The coastal Texas morning seared hot, humid, and hazy with pollution. … Already five black hearses were parked close to the sanctuary. … Fat drops of water wept from trees …
That’s what I wrote about that June 26th day in 2001 in my book Breaking Point.
I still remember the tiny white coffins and the blankets that Rusty Yates, the children’s father, tucked next to the five cold bodies.
“This is Mary’s little blankie,” he said, holding it up for the mourners to see. It was a loosely crocheted baby blanket. “… Her little toes used to slip through it.”
Approximately, 140 pages later in Breaking Point I wrote:
Tuesday, September 11, 2001, dawned with beauty in Houston, Texas. The air was stunningly clear, the sky autumn bright. The temperature was almost crisp as Bay Area residents walked out their doors and picked up the Houston Chronicle from their driveways. They opened the paper and saw a front page headline: “Yates jury selection is today.”
That’s why I was in Houston on September 11, 2001 – to cover the Andrea Yates competency hearing, a hearing that would determine whether the psychotic mother was competent to stand trial for her children’s murders.
* * *
The hotel in which I stayed was just down the street from the extended stay hotel where Andrea’s mother-in-law was registered during the murders, and across the street from NASA, where Andrea’s husband Rusty sat at his desk working until Andrea phoned him after she’d placed the children’s corpses in the bed she shared with him. “You need to come home,” she told Rusty.
Considering that, it may sound oxymoronic when I say my hotel was a quiet, safe place, so when I slowly woke to the constant sound of sirens on September 11, 2001, I was confused. Never before had I heard sirens outside of NASA. I picked up a USA Today and stared at the five and half inch by seven and a half color photograph of Andrea Yates centering the newspaper’s front page. “’Psychotic,’” it said, “but is Andrea Yates legally insane?”
I had been led to believe that Andrea’s competency hearing didn’t begin until September 12th. But as the Houston Chronicle and USA Today said, jury selection was beginning that morning. Furious and frustrated that I hadn’t known that, I started throwing on clothes while dialing a friend in Austin and griping about my misinformation.
Calmly, firmly she said, “Have you turned on the TV?”
“No, I haven’t had time,” I said, and I kept griping.
Repeatedly, calmly, firmly, she interrupted and told me to turn on the TV.

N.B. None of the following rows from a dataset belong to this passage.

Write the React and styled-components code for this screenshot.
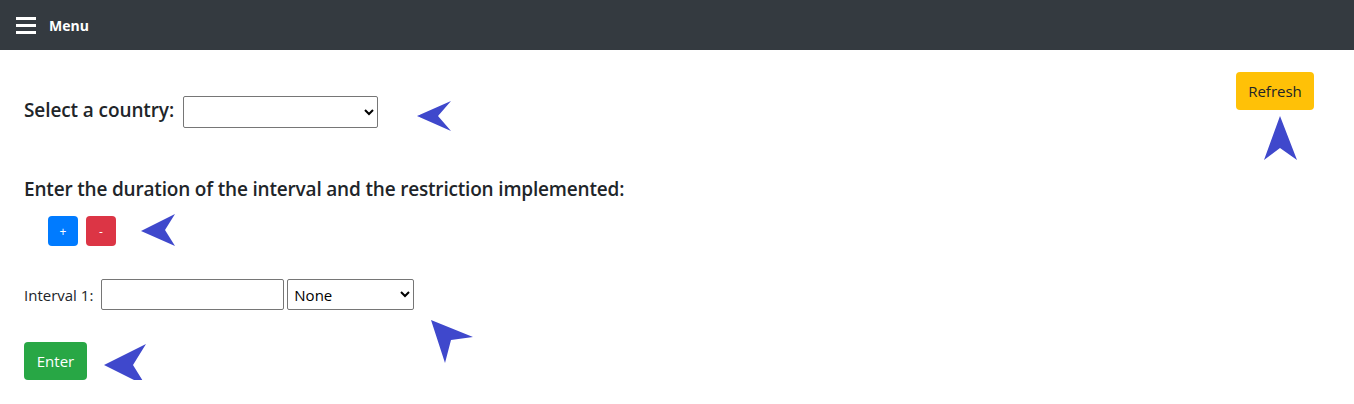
import React from "react";
import styled, { createGlobalStyle } from "styled-components";

const Global = createGlobalStyle`
  body {
    margin: 0;
    font-family: "Open Sans", "Noto Sans", sans-serif;
    color: #212529;
    background: #fff;
  }
`;

const Nav = styled.header`
  height: 50px;
  background: #343a40;
  display: flex;
  align-items: center;
  padding: 0 16px;
  gap: 13px;
  box-sizing: border-box;
`;

const Burger = styled.span`
  display: flex;
  flex-direction: column;
  gap: 4px;
  width: 20px;

  span {
    display: block;
    height: 3px;
    background: #fff;
  }
`;

const NavTitle = styled.span`
  color: #fff;
  font-weight: 700;
  font-size: 14px;
`;

const Page = styled.main`
  position: relative;
  padding: 22px 40px 0 24px;
`;

const TopRow = styled.div`
  display: flex;
  justify-content: space-between;
  align-items: flex-start;
`;

const Field = styled.div`
  display: flex;
  align-items: center;
  gap: ${({ $gap }) => $gap ?? 8}px;
  margin-top: ${({ $top }) => $top || 0}px;
`;

const Label = styled.label`
  font-size: ${({ $size }) => $size || 14}px;
  font-weight: ${({ $weight }) => $weight || 400};
  letter-spacing: ${({ $ls }) => $ls || 0}px;
  margin-top: ${({ $lift }) => -($lift || 0)}px;
  margin-right: ${({ $gap }) => $gap || 0}px;
`;

const Select = styled.select`
  width: ${({ $w }) => $w}px;
  height: ${({ $h }) => $h}px;
  border: 1px solid #767676;
  border-radius: 2px;
  background: #fff;
  font-family: inherit;
  font-size: 15px;
  color: #000;
  padding: 0 2px;
  box-sizing: border-box;
`;

const Input = styled.input`
  width: 183px;
  height: 31px;
  border: 1px solid #767676;
  border-radius: 2px;
  box-sizing: border-box;
`;

const Button = styled.button`
  background: ${({ $bg }) => $bg};
  color: ${({ $fg }) => $fg || "#fff"};
  border: none;
  border-radius: 4px;
  font-family: inherit;
  font-size: ${({ $size }) => $size || 15}px;
  height: ${({ $h }) => $h || 38}px;
  width: ${({ $w }) => $w}px;
  padding: 0;
  cursor: pointer;
`;

const Heading = styled.h5`
  margin: 48px 0 0;
  font-size: 19px;
  font-weight: 600;
  letter-spacing: -0.18px;
`;

const SmallBtns = styled.div`
  display: flex;
  gap: 8px;
  margin: 14px 0 0 24px;
`;

const Arrow = styled.svg`
  position: absolute;
  overflow: visible;
`;

const ARROW = "#3f48cc";

const Pointer = ({ x, y, w, h, points }) => (
  <Arrow style={{ left: x, top: y }} width={w} height={h} viewBox={`0 0 ${w} ${h}`}>
    <polygon points={points} fill={ARROW} />
  </Arrow>
);

export default function App() {
  return (
    <>
      <Global />
      <Nav>
        <Burger><span /><span /><span /></Burger>
        <NavTitle>Menu</NavTitle>
      </Nav>
      <Page>
        <TopRow>
          <Field $top={24} $gap={0}>
            <Label $size={19} $weight={600} $ls={-0.1} $lift={4} $gap={9}>Select a country:</Label>
            <Select $w={195} $h={32}><option></option></Select>
          </Field>
          <Button $bg="#ffc107" $fg="#212529" $w={78}>Refresh</Button>
        </TopRow>

        <Heading>Enter the duration of the interval and the restriction implemented:</Heading>

        <SmallBtns>
          <Button $bg="#007bff" $w={30} $h={30} $size={12}>+</Button>
          <Button $bg="#dc3545" $w={30} $h={30} $size={12}>-</Button>
        </SmallBtns>

        <Field $top={33} $gap={3}>
          <Label $size={15} $gap={5}>Interval 1:</Label>
          <Input />
          <Select $w={127} $h={31}><option>None</option></Select>
        </Field>

        <Field $top={32}>
          <Button $bg="#28a745" $w={63}>Enter</Button>
        </Field>

        <Pointer x={417} y={51} w={34} h={30} points="0,15 34,0 21,15 34,30" />
        <Pointer x={1264} y={66} w={33} h={44} points="16,0 33,44 16,32 0,44" />
        <Pointer x={141} y={164} w={34} h={32} points="0,17 34,0 24,16 34,32" />
        <Pointer x={431} y={270} w={42} h={43} points="0,0 42,17 20,20 14,43" />
        <Pointer x={104} y={294} w={43} h={42} points="0,21 42,0 29,21 42,42" />
      </Page>
    </>
  );
}
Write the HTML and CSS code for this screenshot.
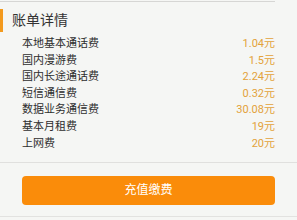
FILE: index.html
```html
<!DOCTYPE html>
<html lang="zh">
<head>
<meta charset="utf-8">
<link rel="stylesheet" href="styles.css">
</head>
<body>
<div class="topline"></div>
<div class="header">账单详情</div>
<div class="list">
  <div class="row"><span>本地基本通话费</span><span class="val">1.04元</span></div>
  <div class="row"><span>国内漫游费</span><span class="val">1.5元</span></div>
  <div class="row"><span>国内长途通话费</span><span class="val">2.24元</span></div>
  <div class="row"><span>短信通信费</span><span class="val">0.32元</span></div>
  <div class="row"><span>数据业务通信费</span><span class="val">30.08元</span></div>
  <div class="row"><span>基本月租费</span><span class="val">19元</span></div>
  <div class="row"><span>上网费</span><span class="val">20元</span></div>
</div>
<div class="divider"></div>
<div class="btnwrap"><div class="btn">充值缴费</div></div>
<div class="bottomline"></div>
</body>
</html>
```
FILE: styles.css
```css
html, body {
  margin: 0;
  padding: 0;
  background: #f5f6f4;
  font-family: "Roboto", "Noto Sans CJK SC", sans-serif;
  color: #2e2e2e;
  width: 297px;
  height: 220px;
  overflow: hidden;
}
.topline {
  height: 1px;
  margin-top: 1px;
  margin-right: 22px;
  background: #d6d6d4;
}
.header {
  margin-top: 7px;
  height: 23px;
  line-height: 23px;
  border-left: 3px solid #f39a1e;
  padding-left: 9px;
  font-size: 14px;
  color: #333;
}
.list {
  margin-top: 4px;
  padding: 0 22px;
}
.row {
  display: flex;
  justify-content: space-between;
  font-size: 11px;
  line-height: 16.6px;
  height: 16.6px;
}
.val {
  color: #e3a23a;
}
.divider {
  margin-top: 10px;
  height: 1px;
  background: #e0e0de;
}
.btnwrap {
  padding: 13px 22px 0;
}
.btn {
  height: 29px;
  line-height: 29px;
  border-radius: 4px;
  background: #fa8c0a;
  color: #fff;
  text-align: center;
  font-size: 12px;
}
.bottomline {
  margin-top: 11px;
  height: 1px;
  background: #e2e2e0;
}
```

Finally, I did. And there I found why sirens were blaring outside of NASA – the World Trade Centers and the Pentagon had been hit by planes and were in flames. (The news about Pennsylvania had not aired yet.)
I dialed the Harris County courthouse to see if the Yates jury selection was still on. I was told, yes, it was, 120 potential jurors were already there.
I grabbed my bags, checked out, and blasted up I-45 from Clear Lake to Houston, stunned at the empty freeway heading into downtown, equally stunned at the gridlock caused by workers fleeing the city. NASA, oil companies, Enron, and major banks were in lockdown and under guard. Everything was in lockdown, I believed, except the Harris County courthouse. But in the mere minutes it took me to race from Clear Lake to Houston, the courthouse had been closed too and the potential jurors sent home.
I wanted to go home, too. But I had an interview to conduct that night with a former neighbor of Rusty and Andrea’s, and she still wanted to keep our appointment. So on this stunningly crystal blue day of violence, I found a sidewalk café and sat alone in the silent city, the sun warming my face as if I were on vacation in Hawaii.